Data provided:
►

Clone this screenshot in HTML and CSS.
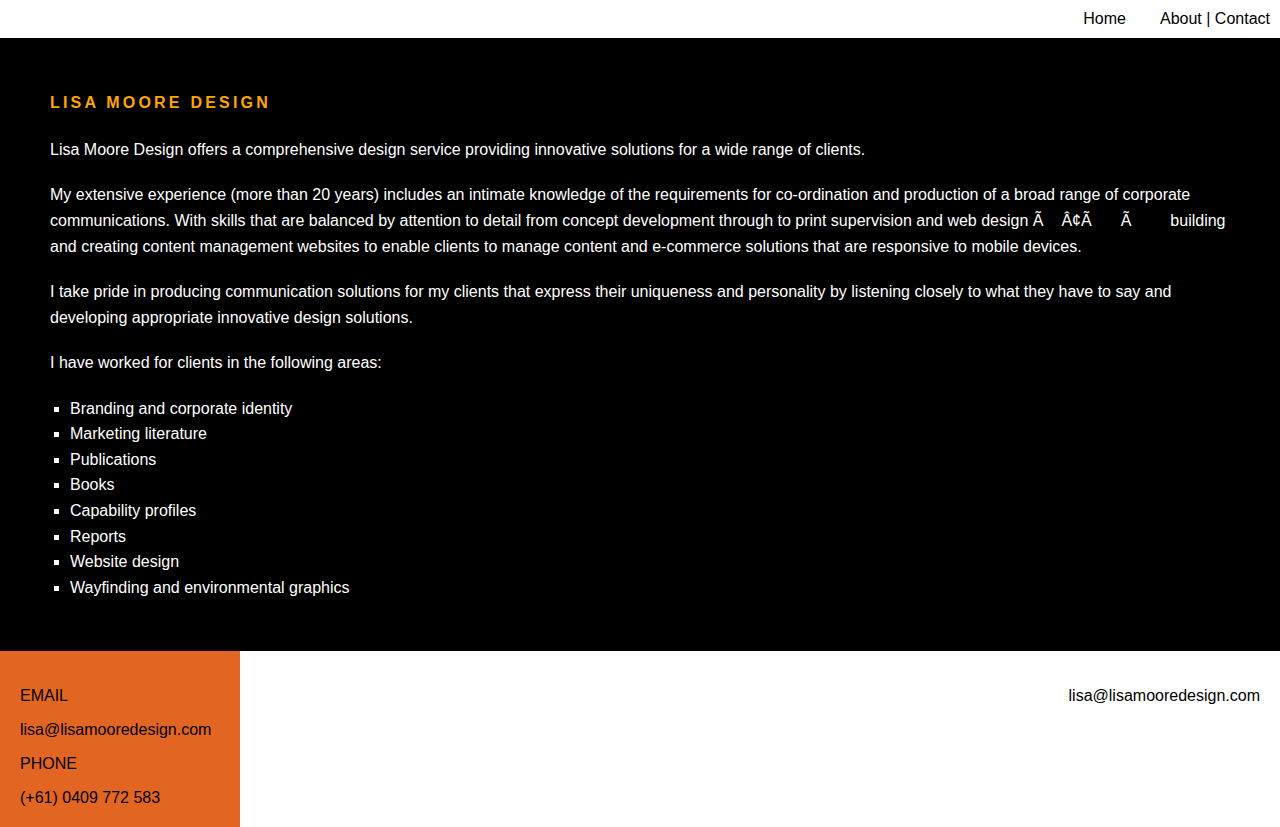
FILE: index.html
```html
<!DOCTYPE html>
<html lang="en">
<head>
<meta charset="utf-8">
<title>Lisa Moore Design</title>
<link rel="stylesheet" href="styles.css">
</head>
<body>
<header class="topbar">
  <nav class="nav">
    <a href="#">Home</a>
    <a href="#">About | Contact</a>
  </nav>
</header>
<main class="about">
  <h1 class="title">LISA MOORE DESIGN</h1>
  <p>Lisa Moore Design offers a comprehensive design service providing innovative solutions for a wide range of clients.</p>
  <p>My extensive experience (more than 20 years) includes an intimate knowledge of the requirements for co-ordination and production of a broad range of corporate communications. With skills that are balanced by attention to detail from concept development through to print supervision and web design Ã<span class="gap g1"></span>Â¢Ã<span class="gap g2"></span>Ã<span class="gap g3"></span>building and creating content management websites to enable clients to manage content and e-commerce solutions that are responsive to mobile devices.</p>
  <p>I take pride in producing communication solutions for my clients that express their uniqueness and personality by listening closely to what they have to say and developing appropriate innovative design solutions.</p>
  <p class="lead">I have worked for clients in the following areas:</p>
  <ul class="areas">
    <li>Branding and corporate identity</li>
    <li>Marketing literature</li>
    <li>Publications</li>
    <li>Books</li>
    <li>Capability profiles</li>
    <li>Reports</li>
    <li>Website design</li>
    <li>Wayfinding and environmental graphics</li>
  </ul>
</main>
<footer class="footer">
  <div class="contact">
    <div>EMAIL</div>
    <div>lisa@lisamooredesign.com</div>
    <div>PHONE</div>
    <div>(+61) 0409 772 583</div>
  </div>
  <div class="footer-email">lisa@lisamooredesign.com</div>
</footer>
</body>
</html>
```
FILE: styles.css
```css
* { box-sizing: border-box; }
html, body { margin: 0; padding: 0; }
body {
  font-family: "Liberation Sans", Arial, sans-serif;
  font-size: 16px;
  color: #000;
  background: #fff;
}
a { color: inherit; text-decoration: none; }

.topbar {
  height: 38px;
  display: flex;
  justify-content: flex-end;
  align-items: center;
  padding-right: 10px;
}
.nav {
  display: flex;
  gap: 34px;
  line-height: 20px;
}

.about {
  background: #000;
  color: #fff;
  padding: 52px 50px 51px;
}
.title {
  margin: 0 0 21px;
  font-size: 16px;
  font-weight: bold;
  letter-spacing: 3.2px;
  color: #ffa500;
  line-height: 25.6px;
}
.about p {
  margin: 0 0 19px;
  line-height: 26px;
}
.about p.lead { margin-bottom: 20px; }
.gap { display: inline-block; }
.g1 { width: 18px; }
.g2 { width: 29px; }
.g3 { width: 39px; }

.areas {
  margin: 0;
  padding-left: 20px;
  list-style: square;
  line-height: 25.6px;
}

.footer {
  display: flex;
  justify-content: space-between;
  align-items: flex-start;
}
.contact {
  width: 240px;
  background: #e26522;
  padding: 33px 20px 17px;
  display: flex;
  flex-direction: column;
  gap: 10px;
  line-height: 24px;
}
.footer-email {
  padding: 33px 20px 0 0;
  line-height: 24px;
}
```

◄

Directions:
Reproduce each line exactly as it appears, omitting the pictures.

Exercise response:
Clone this screenshot in HTML and CSS.
FILE: index.html
```html
<!DOCTYPE html>
<html lang="en">
<head>
<meta charset="utf-8">
<title>Lisa Moore Design</title>
<link rel="stylesheet" href="styles.css">
</head>
<body>
<header class="topbar">
  <nav class="nav">
    <a href="#">Home</a>
    <a href="#">About | Contact</a>
  </nav>
</header>
<main class="about">
  <h1 class="title">LISA MOORE DESIGN</h1>
  <p>Lisa Moore Design offers a comprehensive design service providing innovative solutions for a wide range of clients.</p>
  <p>My extensive experience (more than 20 years) includes an intimate knowledge of the requirements for co-ordination and production of a broad range of corporate communications. With skills that are balanced by attention to detail from concept development through to print supervision and web design Ã<span class="gap g1"></span>Â¢Ã<span class="gap g2"></span>Ã<span class="gap g3"></span>building and creating content management websites to enable clients to manage content and e-commerce solutions that are responsive to mobile devices.</p>
  <p>I take pride in producing communication solutions for my clients that express their uniqueness and personality by listening closely to what they have to say and developing appropriate innovative design solutions.</p>
  <p class="lead">I have worked for clients in the following areas:</p>
  <ul class="areas">
    <li>Branding and corporate identity</li>
    <li>Marketing literature</li>
    <li>Publications</li>
    <li>Books</li>
    <li>Capability profiles</li>
    <li>Reports</li>
    <li>Website design</li>
    <li>Wayfinding and environmental graphics</li>
  </ul>
</main>
<footer class="footer">
  <div class="contact">
    <div>EMAIL</div>
    <div>lisa@lisamooredesign.com</div>
    <div>PHONE</div>
    <div>(+61) 0409 772 583</div>
  </div>
  <div class="footer-email">lisa@lisamooredesign.com</div>
</footer>
</body>
</html>
```
FILE: styles.css
```css
* { box-sizing: border-box; }
html, body { margin: 0; padding: 0; }
body {
  font-family: "Liberation Sans", Arial, sans-serif;
  font-size: 16px;
  color: #000;
  background: #fff;
}
a { color: inherit; text-decoration: none; }

.topbar {
  height: 38px;
  display: flex;
  justify-content: flex-end;
  align-items: center;
  padding-right: 10px;
}
.nav {
  display: flex;
  gap: 34px;
  line-height: 20px;
}

.about {
  background: #000;
  color: #fff;
  padding: 52px 50px 51px;
}
.title {
  margin: 0 0 21px;
  font-size: 16px;
  font-weight: bold;
  letter-spacing: 3.2px;
  color: #ffa500;
  line-height: 25.6px;
}
.about p {
  margin: 0 0 19px;
  line-height: 26px;
}
.about p.lead { margin-bottom: 20px; }
.gap { display: inline-block; }
.g1 { width: 18px; }
.g2 { width: 29px; }
.g3 { width: 39px; }

.areas {
  margin: 0;
  padding-left: 20px;
  list-style: square;
  line-height: 25.6px;
}

.footer {
  display: flex;
  justify-content: space-between;
  align-items: flex-start;
}
.contact {
  width: 240px;
  background: #e26522;
  padding: 33px 20px 17px;
  display: flex;
  flex-direction: column;
  gap: 10px;
  line-height: 24px;
}
.footer-email {
  padding: 33px 20px 0 0;
  line-height: 24px;
}
```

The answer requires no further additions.